Der dritte Abschnitt führt an die Goethe-Institute in Ramallah und Sarajevo. Um das Aufeinandertreffen einer deutschen Policy auf die lokalen Gegebenheiten des „Gastlandes“ ethnografisch zu erforschen, entwickelt Adam den Analyserahmen der „translokalen Praxis- und Übersetzungsfelder“ (S. 156) und definiert vier „Strategien kulturpolitischer Übersetzung“ (S. 169). Die Analyse der „Strategien des Verortens“ zeigt eine Fortsetzung der asymmetrischen Machtverhältnisse auch innerhalb der Goethe-Institute zwischen deutschen Fachkräften und lokalen Ortskräften. Zurecht wird die Frage aufgeworfen, inwiefern Konflikte, die auch durch globale Ungleichheiten entstanden, von einer Institution zu lösen sind, die ebensolche reproduziert.

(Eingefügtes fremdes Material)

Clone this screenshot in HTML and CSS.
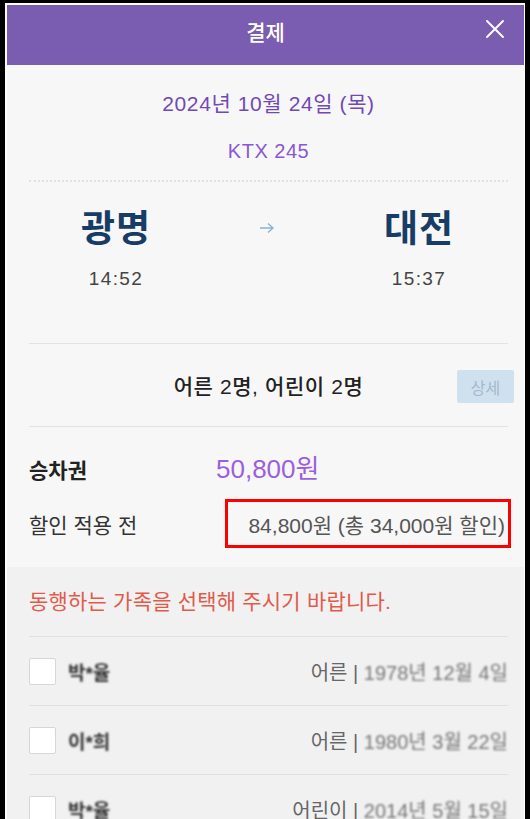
FILE: index.html
```html
<!DOCTYPE html>
<html lang="ko">
  <head>
    <meta charset="UTF-8" />
    <meta name="viewport" content="width=device-width, initial-scale=1" />
    <title>결제</title>
    <link rel="stylesheet" href="styles.css">
  </head>
  <body>
    <div class="frame">
      <div class="sheet">
        <header class="topbar">
          <h1>결제</h1>
          <button class="close-btn" aria-label="닫기">
            <svg width="20" height="20" viewBox="0 0 20 20">
              <path d="M2 2 L18 18 M18 2 L2 18" stroke="#fff" stroke-width="2" fill="none" stroke-linecap="round" />
            </svg>
          </button>
        </header>

        <main class="trip">
          <div class="trip-date">2024년 10월 24일 (목)</div>
          <div class="train-no">KTX 245</div>

          <div class="route">
            <div class="station">
              <div class="station-name">광명</div>
              <div class="station-time">14:52</div>
            </div>
            <div class="route-arrow">
              <svg width="16" height="12" viewBox="0 0 16 12">
                <path d="M1 6 H14 M9 1.5 L14 6 L9 10.5" stroke="#86b4da" stroke-width="1.4" fill="none" />
              </svg>
            </div>
            <div class="station">
              <div class="station-name">대전</div>
              <div class="station-time">15:37</div>
            </div>
          </div>

          <div class="passengers">
            <span class="passenger-count">어른 2명, 어린이 2명</span>
            <button class="detail-btn">상세</button>
          </div>

          <div class="fare-row fare-ticket">
            <span class="fare-label strong">승차권</span>
            <span class="fare-price">50,800원</span>
          </div>
          <div class="fare-row fare-origin">
            <span class="fare-label">할인 적용 전</span>
            <span class="fare-before">84,800원 (총 34,000원 할인)</span>
          </div>
        </main>

        <section class="family">
          <p class="family-notice">동행하는 가족을 선택해 주시기 바랍니다.</p>
          <ul class="family-list">
            <li class="family-item">
              <span class="check"></span>
              <span class="member-name masked">박*율</span>
              <span class="member-info">어른 | <span class="masked">1978년 12월 4일</span></span>
            </li>
            <li class="family-item">
              <span class="check"></span>
              <span class="member-name masked">이*희</span>
              <span class="member-info">어른 | <span class="masked">1980년 3월 22일</span></span>
            </li>
            <li class="family-item">
              <span class="check"></span>
              <span class="member-name masked">박*율</span>
              <span class="member-info">어린이 | <span class="masked">2014년 5월 15일</span></span>
            </li>
          </ul>
        </section>
      </div>
    </div>
  </body>
</html>
```

FILE: styles.css
```css
* {
  margin: 0;
  padding: 0;
  box-sizing: border-box;
}

body {
  font-family: "Liberation Sans", "Noto Sans CJK KR", sans-serif;
  background: #fff;
  color: #222;
}

.frame {
  height: 100vh;
  overflow: hidden;
  border-style: solid;
  border-color: #000;
  border-width: 3px 5px 0 5px;
}

.sheet {
  background: #fff;
  padding: 2px 1px 0 2px;
  min-height: 100%;
}

/* Header */
.topbar {
  height: 60px;
  background: #7a5cb1;
  display: flex;
  align-items: center;
  justify-content: center;
  position: relative;
}

.topbar h1 {
  font-size: 21px;
  font-weight: 500;
  color: #fff;
  margin-top: -8px;
}

.close-btn {
  position: absolute;
  right: 17px;
  top: 12px;
  width: 24px;
  height: 24px;
  background: none;
  border: none;
  display: flex;
  align-items: center;
  justify-content: center;
}

/* Trip summary */
.trip {
  background: #f7f7f7;
  padding: 25px 16px 19px 22px;
}

.trip-date {
  text-align: center;
  font-size: 21px;
  line-height: 28px;
  letter-spacing: 0.6px;
  color: #7248b8;
}

.train-no {
  text-align: center;
  font-size: 20px;
  line-height: 26px;
  letter-spacing: 0.5px;
  margin-top: 20px;
  color: #8a57d6;
  padding-bottom: 16px;
  border-bottom: 2px dotted #e2e2e2;
}

.route {
  display: grid;
  grid-template-columns: 174px 1fr 178px;
  align-items: start;
  padding: 27px 0 52px;
  border-bottom: 1px solid #e3e3e3;
}

.station {
  text-align: center;
}

.station-name {
  font-size: 37px;
  line-height: 42px;
  font-weight: 700;
  letter-spacing: 1px;
  color: #173d66;
}

.station-time {
  margin-top: 16px;
  font-size: 19px;
  line-height: 24px;
  letter-spacing: 1.4px;
  color: #444;
}

.route-arrow {
  display: flex;
  justify-content: center;
  padding-top: 13px;
}

.passengers {
  height: 83px;
  display: flex;
  align-items: center;
  justify-content: center;
  position: relative;
  border-bottom: 1px solid #e3e3e3;
}

.passenger-count {
  font-size: 21px;
  font-weight: 500;
  letter-spacing: 0.6px;
  color: #222;
}

.detail-btn {
  position: absolute;
  right: -6px;
  top: 26px;
  width: 57px;
  height: 33px;
  border: none;
  border-radius: 2px;
  background: #cfe1ef;
  color: #a3b9cc;
  font-family: inherit;
  font-size: 16px;
}

.fare-row {
  display: flex;
  align-items: center;
}

.fare-ticket {
  margin-top: 22px;
}

.fare-label {
  width: 187px;
  font-size: 21px;
  color: #333;
}

.fare-label.strong {
  font-weight: 700;
  color: #222;
}

.fare-price {
  font-size: 26px;
  line-height: 40px;
  color: #9b5fe0;
}

.fare-origin {
  margin-top: 10px;
}

.fare-origin .fare-label {
  width: 196px;
}

.fare-before {
  flex: 1;
  height: 49px;
  margin-right: -3px;
  border: 3px solid #ff0000;
  display: flex;
  align-items: center;
  justify-content: flex-end;
  padding-right: 3px;
  font-size: 21px;
  color: #555;
}

/* Family selection */
.family {
  background: #f1f1f1;
  padding: 23px 16px 0 22px;
}

.family-notice {
  font-size: 21px;
  line-height: 24px;
  letter-spacing: 0.2px;
  color: #e25a4a;
  padding-bottom: 22px;
  border-bottom: 1px solid #e0e0e0;
}

.family-list {
  list-style: none;
}

.family-item {
  height: 69px;
  display: flex;
  align-items: center;
  gap: 12px;
  border-bottom: 1px solid #e0e0e0;
}

.check {
  width: 27px;
  height: 27px;
  background: #fff;
  border: 1px solid #d6d6d6;
  border-radius: 2px;
}

.member-name {
  font-size: 19px;
  font-weight: 700;
}

.member-info {
  margin-left: auto;
  font-size: 20px;
  color: #666;
}

.masked {
  filter: blur(1.3px);
  color: #777;
}

.member-name.masked {
  color: #333;
}
```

Unter den „Strategien des Verankerns“ und des „Anschlüsse Schaffens“ widmet sich Adam erneut dem nationalen Rahmennarrativ und untersucht, wie sich die Kulturmittler im Spannungsfeld zwischen politischen Vorgaben und Freiräumen, die durch Zielsetzungen wie Konfliktprävention oder Dialog entstehen, bewegen. Es wird deutlich, dass das Nationale zwar flexibel angepasst und erweitert werden kann, die Handlungsspielräume aber durch die Leitlinie der Vermittlung von Deutschland- oder Europabildern begrenzt sind. Konkrete Beispiele für Konfliktprävention werden mithilfe der „Strategien des Verknüpfens“ analysiert. Hier werden globale Asymmetrien erneut sichtbar und der Umgang mit unterschiedlichen Staatlichkeiten und Souveränitäten problematisiert. Adam kritisiert, dass Zielsetzungen der Auswärtigen Kulturpolitik universell gedacht sind und sich zu wenig an lokalen Kontexten orientieren. Zugleich sei eine verstärkte Auseinandersetzung mit den örtlichen Gegebenheiten, die sich auch in der Pluralisierung der Kulturprojekte widerspiegelt, auf die neue Zielsetzung der Konfliktprävention zurückzuführen.

Im Schlussteil des Buches werden die Auswirkungen der Kulturarbeit im Spannungsfeld zwischen dem Narrativ des Nationalen und der Aufgabe der Konfliktprävention zusammengefasst. Einerseits resultiere daraus eine Erweiterung der Handlungsmöglichkeiten und Praktiken von Kulturmittlern, die weicher, spontaner und stärker an den lokalen Kontexten orientiert seien. Andererseits entstehen durch dieses Vorgehen wenig nachhaltige Projekte, die selten in langfristige Prozesse im Gastland übergehen. Sowohl innerhalb der Goethe-Institute als auch zwischen der Regierung und den Kulturmittlern würden zudem Machthierarchien stetig reproduziert und gefestigt. Zuletzt werde auch das Nationale als maßgeblicher Bezugsrahmen der Auswärtigen Kulturpolitik nicht hinterfragt, sondern durch Schlüsselmetaphern wie die des „Dialogs“ weitergetragen und erneuert. Adam schließt mit einem Appell an die Policy-Community: Statt in Dialogforen Differenzen hervorzuheben, fordert Adam einen Fokus auf Gemeinsamkeiten. Statt globale Machthierarchien zu stabilisieren, müssten diese offen problematisiert werden. Statt sich am Narrativ des Nationalen festzuhalten, sollte die gemeinsame Arbeit an „der geteilten Welt“ im Zentrum stehen.

Jens Adam leistet hiermit einen wichtigen Beitrag zur Anthropologie politischer Felder. Mit der Nationalismusforschung und der kritischen Analyse von Kulturpolitik berührt und kombiniert er zwei Perspektiven, für deren Umsetzung die Europäische Ethnologie prädestiniert ist. Die zum Teil leider schwer zugängliche, theoretische Sprache wird durch Feldbeispiele lebendig und der anfangs noch eher zurückhaltende, zuweilen spitzfindige Ton gegenüber den politischen Maßnahmen, weicht im weiteren Verlauf dann einer erfreulich konkreten Positionierung des Autors. Dennoch verliert er durch seinen multiperspektivischen Ansatz nie den Rahmen aus dem Blick, der die Handlungsräume der Policy-Community determiniert.

Eine kritische Perspektive auf Auswärtige (Kultur-)Politik in Konfliktgebieten, die Existenz und Verfestigung globaler Ungleichheiten, die Fortschreibung ethnisierender Narrative und die Vorstellung von abgeschlossenen Kulturräumen wird gerade jetzt und weit über das Fach hinaus dringend benötigt – umso wichtiger, dass eine solche in diesem Buch zum Ausdruck kommt.